■ Task directions ■
Collect from the data below each line with "React".

▶

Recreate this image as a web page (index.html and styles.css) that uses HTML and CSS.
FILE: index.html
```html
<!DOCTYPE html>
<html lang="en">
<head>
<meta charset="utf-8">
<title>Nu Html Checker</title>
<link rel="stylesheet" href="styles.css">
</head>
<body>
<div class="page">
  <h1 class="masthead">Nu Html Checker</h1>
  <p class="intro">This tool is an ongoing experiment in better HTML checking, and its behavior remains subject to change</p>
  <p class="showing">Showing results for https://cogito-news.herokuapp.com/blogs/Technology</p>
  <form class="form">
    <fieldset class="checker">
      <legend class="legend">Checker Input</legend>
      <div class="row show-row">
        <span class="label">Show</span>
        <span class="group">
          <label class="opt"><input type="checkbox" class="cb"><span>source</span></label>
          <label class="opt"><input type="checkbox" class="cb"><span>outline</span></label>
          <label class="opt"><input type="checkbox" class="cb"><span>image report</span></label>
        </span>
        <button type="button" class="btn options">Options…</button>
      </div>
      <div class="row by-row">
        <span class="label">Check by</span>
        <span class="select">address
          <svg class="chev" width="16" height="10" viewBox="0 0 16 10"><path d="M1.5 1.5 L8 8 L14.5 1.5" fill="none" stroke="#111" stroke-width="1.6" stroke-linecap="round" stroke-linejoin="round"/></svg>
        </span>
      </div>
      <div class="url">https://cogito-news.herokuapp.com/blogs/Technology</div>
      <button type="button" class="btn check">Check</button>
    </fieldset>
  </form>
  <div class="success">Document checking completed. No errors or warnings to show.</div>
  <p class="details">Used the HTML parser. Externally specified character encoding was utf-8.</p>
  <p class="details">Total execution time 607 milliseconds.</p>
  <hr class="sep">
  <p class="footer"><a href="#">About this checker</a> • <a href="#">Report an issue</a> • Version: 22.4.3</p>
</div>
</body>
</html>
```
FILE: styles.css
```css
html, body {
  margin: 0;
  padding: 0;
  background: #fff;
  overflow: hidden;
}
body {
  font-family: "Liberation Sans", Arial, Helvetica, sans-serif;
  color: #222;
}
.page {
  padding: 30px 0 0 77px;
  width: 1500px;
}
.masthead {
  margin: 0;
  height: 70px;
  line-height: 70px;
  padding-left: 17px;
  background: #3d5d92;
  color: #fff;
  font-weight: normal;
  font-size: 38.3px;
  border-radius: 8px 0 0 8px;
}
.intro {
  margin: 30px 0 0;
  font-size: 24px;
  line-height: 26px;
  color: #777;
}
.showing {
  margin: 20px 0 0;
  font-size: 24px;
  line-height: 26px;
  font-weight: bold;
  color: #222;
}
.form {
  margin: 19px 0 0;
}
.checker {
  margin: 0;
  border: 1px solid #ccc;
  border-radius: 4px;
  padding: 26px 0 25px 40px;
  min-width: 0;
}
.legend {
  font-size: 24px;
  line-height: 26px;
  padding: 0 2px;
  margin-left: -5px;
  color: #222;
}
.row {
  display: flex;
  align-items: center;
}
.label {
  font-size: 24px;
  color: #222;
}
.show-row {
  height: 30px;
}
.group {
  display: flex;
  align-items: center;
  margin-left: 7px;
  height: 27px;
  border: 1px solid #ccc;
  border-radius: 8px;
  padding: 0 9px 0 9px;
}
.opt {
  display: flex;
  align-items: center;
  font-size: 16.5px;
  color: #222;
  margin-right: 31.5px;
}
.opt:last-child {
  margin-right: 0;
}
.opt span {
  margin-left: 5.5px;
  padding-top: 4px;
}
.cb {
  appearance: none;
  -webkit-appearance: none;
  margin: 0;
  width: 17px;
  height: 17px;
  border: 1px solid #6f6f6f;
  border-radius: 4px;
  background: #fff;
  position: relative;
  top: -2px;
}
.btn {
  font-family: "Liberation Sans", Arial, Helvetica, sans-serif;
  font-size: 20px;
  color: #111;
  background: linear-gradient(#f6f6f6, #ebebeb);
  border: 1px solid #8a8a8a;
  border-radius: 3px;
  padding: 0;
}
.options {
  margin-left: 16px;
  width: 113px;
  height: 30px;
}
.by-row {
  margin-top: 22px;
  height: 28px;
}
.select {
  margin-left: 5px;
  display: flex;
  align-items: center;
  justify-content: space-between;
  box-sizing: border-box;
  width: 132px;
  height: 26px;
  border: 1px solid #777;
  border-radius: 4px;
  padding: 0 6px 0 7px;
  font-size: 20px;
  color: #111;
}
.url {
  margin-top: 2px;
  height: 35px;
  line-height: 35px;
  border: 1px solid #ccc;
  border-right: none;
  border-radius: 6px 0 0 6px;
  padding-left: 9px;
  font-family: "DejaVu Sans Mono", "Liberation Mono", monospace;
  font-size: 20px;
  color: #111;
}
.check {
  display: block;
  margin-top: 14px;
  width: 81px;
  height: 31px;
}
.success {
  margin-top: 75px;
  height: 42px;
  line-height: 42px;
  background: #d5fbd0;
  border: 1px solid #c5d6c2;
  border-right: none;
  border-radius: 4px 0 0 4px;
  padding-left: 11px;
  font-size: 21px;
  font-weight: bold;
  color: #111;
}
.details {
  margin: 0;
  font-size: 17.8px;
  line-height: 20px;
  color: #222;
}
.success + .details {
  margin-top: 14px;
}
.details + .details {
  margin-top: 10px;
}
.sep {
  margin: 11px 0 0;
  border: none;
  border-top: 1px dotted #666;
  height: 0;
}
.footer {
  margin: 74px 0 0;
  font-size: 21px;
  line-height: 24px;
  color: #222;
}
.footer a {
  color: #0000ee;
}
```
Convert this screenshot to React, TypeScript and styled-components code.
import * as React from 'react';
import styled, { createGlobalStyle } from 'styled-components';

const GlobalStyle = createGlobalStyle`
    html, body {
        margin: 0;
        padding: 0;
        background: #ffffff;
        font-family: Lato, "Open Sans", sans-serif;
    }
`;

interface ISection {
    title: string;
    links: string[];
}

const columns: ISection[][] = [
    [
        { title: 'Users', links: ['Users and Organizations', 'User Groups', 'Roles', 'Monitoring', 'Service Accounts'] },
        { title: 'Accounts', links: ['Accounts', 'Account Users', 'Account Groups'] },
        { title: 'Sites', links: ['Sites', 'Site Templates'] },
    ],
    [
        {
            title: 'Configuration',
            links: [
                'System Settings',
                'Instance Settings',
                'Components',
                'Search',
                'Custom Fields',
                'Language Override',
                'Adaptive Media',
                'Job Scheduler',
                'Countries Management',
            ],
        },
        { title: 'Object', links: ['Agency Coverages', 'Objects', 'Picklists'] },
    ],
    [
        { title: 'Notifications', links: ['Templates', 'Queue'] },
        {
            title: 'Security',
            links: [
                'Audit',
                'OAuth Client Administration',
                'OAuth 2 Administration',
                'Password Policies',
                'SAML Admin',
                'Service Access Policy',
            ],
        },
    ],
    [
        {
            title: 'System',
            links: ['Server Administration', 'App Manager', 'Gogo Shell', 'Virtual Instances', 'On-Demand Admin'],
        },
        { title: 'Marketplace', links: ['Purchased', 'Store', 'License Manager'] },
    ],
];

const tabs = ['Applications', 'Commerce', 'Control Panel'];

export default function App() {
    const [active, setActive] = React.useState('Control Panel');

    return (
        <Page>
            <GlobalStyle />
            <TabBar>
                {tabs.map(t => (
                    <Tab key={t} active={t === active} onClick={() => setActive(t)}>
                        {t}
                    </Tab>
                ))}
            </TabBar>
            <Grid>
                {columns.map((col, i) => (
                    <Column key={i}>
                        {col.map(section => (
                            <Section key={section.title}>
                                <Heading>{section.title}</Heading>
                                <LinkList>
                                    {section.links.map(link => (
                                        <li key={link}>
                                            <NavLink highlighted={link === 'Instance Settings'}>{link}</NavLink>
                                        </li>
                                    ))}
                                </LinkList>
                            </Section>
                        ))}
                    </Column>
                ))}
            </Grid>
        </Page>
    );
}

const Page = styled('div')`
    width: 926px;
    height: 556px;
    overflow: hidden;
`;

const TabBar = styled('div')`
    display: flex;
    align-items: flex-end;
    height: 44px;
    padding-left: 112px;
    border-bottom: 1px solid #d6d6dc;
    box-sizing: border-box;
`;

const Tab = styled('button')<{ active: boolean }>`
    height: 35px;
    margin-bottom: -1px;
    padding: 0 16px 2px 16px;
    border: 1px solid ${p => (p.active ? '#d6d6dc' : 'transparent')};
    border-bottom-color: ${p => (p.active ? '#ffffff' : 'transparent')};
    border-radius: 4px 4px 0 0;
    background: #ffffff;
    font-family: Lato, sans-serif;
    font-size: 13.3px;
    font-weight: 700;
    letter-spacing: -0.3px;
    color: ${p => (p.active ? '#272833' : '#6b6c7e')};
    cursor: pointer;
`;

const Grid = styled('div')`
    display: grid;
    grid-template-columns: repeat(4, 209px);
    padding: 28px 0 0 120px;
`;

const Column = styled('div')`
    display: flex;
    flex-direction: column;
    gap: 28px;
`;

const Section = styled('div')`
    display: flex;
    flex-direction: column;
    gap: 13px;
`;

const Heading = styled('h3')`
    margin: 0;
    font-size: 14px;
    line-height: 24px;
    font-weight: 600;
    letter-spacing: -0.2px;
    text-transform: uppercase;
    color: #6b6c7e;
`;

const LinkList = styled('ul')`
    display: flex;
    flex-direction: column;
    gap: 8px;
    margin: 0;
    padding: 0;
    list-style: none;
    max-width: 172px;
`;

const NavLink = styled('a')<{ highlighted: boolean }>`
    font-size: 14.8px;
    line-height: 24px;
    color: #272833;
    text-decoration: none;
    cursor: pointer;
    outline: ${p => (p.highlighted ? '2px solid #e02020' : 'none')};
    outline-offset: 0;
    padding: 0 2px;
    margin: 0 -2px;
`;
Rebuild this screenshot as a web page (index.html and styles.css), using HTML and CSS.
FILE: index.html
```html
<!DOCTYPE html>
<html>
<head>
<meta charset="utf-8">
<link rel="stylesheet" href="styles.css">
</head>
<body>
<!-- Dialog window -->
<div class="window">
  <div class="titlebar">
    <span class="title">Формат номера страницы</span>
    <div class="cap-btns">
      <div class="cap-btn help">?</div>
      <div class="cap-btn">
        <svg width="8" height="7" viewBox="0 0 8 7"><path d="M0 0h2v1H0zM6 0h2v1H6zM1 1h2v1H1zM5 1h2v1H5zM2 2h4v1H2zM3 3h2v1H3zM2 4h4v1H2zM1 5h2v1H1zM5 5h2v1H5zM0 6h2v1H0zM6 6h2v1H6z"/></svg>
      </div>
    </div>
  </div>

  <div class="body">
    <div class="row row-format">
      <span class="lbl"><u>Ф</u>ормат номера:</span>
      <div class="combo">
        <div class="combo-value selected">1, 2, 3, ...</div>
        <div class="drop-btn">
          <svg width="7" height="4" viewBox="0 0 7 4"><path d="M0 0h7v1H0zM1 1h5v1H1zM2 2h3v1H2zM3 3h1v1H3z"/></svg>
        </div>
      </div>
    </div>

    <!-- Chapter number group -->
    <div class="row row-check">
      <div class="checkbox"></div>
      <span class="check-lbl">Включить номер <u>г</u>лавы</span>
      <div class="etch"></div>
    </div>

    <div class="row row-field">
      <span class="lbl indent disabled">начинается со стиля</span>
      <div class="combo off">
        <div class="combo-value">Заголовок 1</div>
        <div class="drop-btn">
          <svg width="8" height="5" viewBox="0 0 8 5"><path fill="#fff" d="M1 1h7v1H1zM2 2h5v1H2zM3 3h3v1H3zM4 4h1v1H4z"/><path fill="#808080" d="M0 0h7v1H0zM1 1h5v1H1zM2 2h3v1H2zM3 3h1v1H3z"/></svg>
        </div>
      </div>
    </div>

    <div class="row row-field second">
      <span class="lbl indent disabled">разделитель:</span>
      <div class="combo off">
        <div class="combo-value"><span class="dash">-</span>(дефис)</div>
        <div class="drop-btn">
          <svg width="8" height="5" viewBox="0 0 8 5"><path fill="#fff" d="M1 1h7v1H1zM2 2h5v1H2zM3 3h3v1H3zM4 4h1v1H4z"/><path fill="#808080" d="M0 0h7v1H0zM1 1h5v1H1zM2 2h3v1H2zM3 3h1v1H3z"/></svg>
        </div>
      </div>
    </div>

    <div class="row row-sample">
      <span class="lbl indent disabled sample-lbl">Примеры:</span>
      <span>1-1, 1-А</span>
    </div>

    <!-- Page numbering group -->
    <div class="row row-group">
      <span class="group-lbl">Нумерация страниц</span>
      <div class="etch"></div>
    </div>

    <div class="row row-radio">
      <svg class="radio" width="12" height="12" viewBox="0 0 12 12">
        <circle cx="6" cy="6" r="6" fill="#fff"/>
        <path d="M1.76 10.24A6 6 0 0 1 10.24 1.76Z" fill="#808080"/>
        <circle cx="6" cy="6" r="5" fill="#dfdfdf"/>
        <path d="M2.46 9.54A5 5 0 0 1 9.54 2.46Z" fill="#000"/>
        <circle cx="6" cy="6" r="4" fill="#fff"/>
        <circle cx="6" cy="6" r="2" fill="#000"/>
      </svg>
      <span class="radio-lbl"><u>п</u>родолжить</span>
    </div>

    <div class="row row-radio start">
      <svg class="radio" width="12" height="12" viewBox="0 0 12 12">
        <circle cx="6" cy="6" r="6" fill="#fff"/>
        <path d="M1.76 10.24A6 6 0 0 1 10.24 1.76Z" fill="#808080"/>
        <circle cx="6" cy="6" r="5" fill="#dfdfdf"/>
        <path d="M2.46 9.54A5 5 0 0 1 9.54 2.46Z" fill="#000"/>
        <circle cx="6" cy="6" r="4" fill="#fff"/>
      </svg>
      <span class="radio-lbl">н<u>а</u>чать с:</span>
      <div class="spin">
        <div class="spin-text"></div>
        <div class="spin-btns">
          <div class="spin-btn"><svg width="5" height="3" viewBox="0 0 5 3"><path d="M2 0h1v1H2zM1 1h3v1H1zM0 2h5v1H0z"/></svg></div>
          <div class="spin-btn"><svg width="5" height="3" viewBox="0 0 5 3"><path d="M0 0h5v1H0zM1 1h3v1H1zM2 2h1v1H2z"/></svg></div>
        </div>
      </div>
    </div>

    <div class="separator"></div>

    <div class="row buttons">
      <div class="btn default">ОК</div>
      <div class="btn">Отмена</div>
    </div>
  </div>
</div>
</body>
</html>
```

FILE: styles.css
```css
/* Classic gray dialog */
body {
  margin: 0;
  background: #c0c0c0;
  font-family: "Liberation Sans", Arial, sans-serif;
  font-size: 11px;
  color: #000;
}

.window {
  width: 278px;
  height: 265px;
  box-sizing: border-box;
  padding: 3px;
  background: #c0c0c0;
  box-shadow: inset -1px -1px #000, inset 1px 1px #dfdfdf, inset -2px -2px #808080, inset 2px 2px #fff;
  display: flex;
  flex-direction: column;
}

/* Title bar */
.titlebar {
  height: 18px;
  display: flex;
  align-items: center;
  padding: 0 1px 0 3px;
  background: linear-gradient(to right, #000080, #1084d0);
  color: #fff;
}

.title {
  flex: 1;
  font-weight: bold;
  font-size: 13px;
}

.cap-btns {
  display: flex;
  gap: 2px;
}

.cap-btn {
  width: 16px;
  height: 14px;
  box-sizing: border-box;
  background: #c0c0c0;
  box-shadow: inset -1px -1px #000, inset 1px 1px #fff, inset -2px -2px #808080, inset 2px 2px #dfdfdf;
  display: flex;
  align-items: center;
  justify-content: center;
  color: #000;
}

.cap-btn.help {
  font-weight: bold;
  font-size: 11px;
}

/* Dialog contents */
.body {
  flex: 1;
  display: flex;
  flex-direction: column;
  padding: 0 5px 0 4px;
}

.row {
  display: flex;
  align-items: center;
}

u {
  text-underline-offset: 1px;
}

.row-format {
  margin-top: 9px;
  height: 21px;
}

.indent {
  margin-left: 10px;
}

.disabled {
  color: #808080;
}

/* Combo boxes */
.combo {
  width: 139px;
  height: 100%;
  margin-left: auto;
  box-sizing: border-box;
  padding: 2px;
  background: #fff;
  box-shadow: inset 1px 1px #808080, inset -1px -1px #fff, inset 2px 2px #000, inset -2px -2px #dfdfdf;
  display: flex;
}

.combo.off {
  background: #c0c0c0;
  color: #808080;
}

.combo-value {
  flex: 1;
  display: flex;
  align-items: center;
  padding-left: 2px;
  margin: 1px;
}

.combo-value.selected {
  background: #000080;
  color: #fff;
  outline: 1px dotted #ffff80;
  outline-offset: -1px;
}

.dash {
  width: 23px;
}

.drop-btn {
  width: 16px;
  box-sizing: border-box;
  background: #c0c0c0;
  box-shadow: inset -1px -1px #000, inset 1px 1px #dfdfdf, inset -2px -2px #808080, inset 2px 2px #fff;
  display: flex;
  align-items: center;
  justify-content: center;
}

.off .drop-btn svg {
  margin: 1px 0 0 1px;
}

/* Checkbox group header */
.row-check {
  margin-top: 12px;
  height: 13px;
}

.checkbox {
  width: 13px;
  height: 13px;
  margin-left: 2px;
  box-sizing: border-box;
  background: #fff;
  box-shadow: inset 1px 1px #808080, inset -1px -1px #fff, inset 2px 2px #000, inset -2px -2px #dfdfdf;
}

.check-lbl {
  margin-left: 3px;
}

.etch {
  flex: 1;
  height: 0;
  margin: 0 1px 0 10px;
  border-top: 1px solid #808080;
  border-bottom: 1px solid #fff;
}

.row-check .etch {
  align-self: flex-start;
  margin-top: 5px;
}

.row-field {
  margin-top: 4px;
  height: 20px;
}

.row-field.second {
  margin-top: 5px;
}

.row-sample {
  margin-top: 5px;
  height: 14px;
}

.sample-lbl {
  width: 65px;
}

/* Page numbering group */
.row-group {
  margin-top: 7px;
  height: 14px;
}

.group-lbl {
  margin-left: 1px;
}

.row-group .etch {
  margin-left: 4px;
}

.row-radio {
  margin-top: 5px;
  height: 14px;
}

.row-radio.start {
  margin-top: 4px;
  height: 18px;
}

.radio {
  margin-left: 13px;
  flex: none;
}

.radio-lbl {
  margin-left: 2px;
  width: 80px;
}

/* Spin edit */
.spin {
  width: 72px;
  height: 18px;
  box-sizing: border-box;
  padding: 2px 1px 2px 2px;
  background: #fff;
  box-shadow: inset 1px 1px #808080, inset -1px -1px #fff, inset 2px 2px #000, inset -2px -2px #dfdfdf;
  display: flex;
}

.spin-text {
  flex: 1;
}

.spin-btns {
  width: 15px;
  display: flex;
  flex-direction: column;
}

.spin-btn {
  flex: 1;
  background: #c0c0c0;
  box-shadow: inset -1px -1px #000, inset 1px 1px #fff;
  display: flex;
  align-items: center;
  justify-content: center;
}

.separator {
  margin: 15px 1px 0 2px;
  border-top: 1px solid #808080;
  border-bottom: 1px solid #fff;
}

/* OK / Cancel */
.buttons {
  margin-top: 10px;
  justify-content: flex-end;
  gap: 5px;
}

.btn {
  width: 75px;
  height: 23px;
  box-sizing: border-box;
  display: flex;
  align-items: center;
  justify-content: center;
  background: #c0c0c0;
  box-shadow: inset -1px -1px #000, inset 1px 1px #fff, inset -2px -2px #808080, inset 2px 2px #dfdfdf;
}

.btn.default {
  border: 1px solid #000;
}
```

◀

■ Final answer ■
Convert this screenshot to React, TypeScript and styled-components code.
import * as React from 'react';
    const [active, setActive] = React.useState('Control Panel');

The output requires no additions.